Paul Riley traces the wandering existence of a cosmopolitan composer who made it his life's work and ambition to rip up opera's rulebook

- Paul Riley

Christoph Willibald Gluck

Bavarian by birth; Bohemian by upbringing; and acquiring extra musical polish in Italy, where the Milan-based Sammartini kept a watchful (if informal) eye on him, Christoph Willibald Gluck was the ultimate cosmopolitan. An inquisitive go-between straddling the operatic gulf between Italy and France, he later proclaimed that he’d established ‘a universal language of music for all nations… abolishing the ridiculous distinction between national styles in music’. Abolished?

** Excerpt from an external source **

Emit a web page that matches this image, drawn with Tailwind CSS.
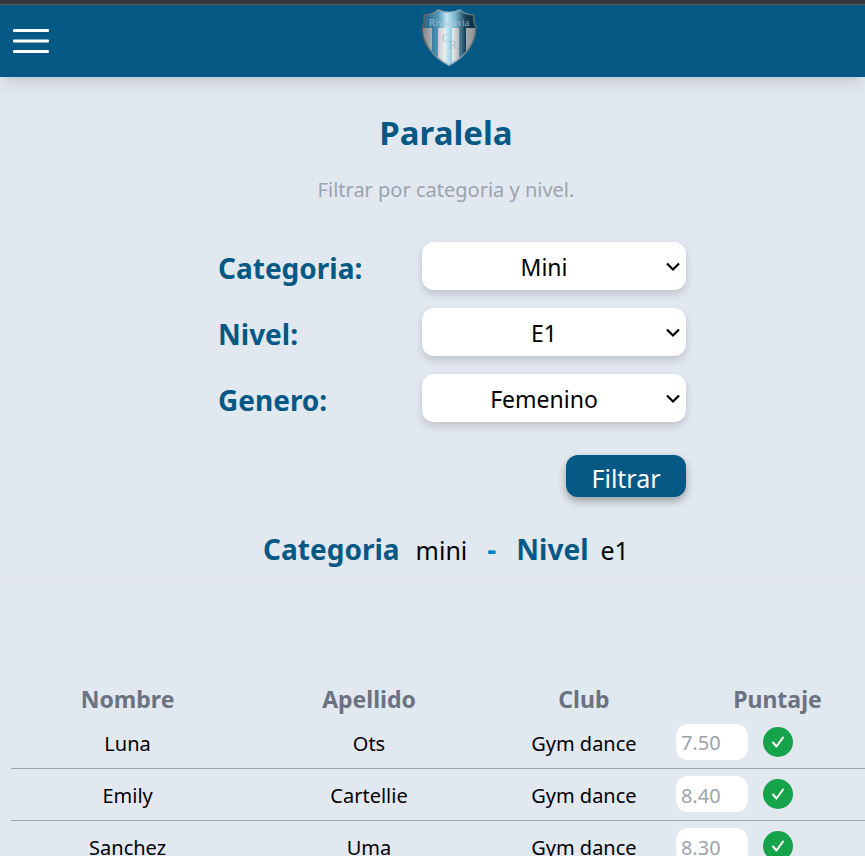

Or, more properly, reconciled? Thereby hangs a tale as nuanced as that of his greater claim to fame as a trailblazing pioneer of operatic reform – a case of ‘back to the future’, if ever there was one.

Musically inclined from a young age, Gluck had no wish to follow in his father’s footsteps as forester or water bailiff. Barely into his teens, he jumped ship and decamped to Prague, where the city’s flourishing musical life only served to confirm him in his ambitions. Vivaldi was one visitor who impressed him and, via Vienna, in 1737 Gluck fetched up in Milan where he could experience what Italian music had to offer at first hand. Officially in the employ of Prince Melzi, he honed his skills in instrumental composition. Opera, however, was the prize for anyone out to cut a dash, and with Artaserse, premiered in 1741, he staked his claim.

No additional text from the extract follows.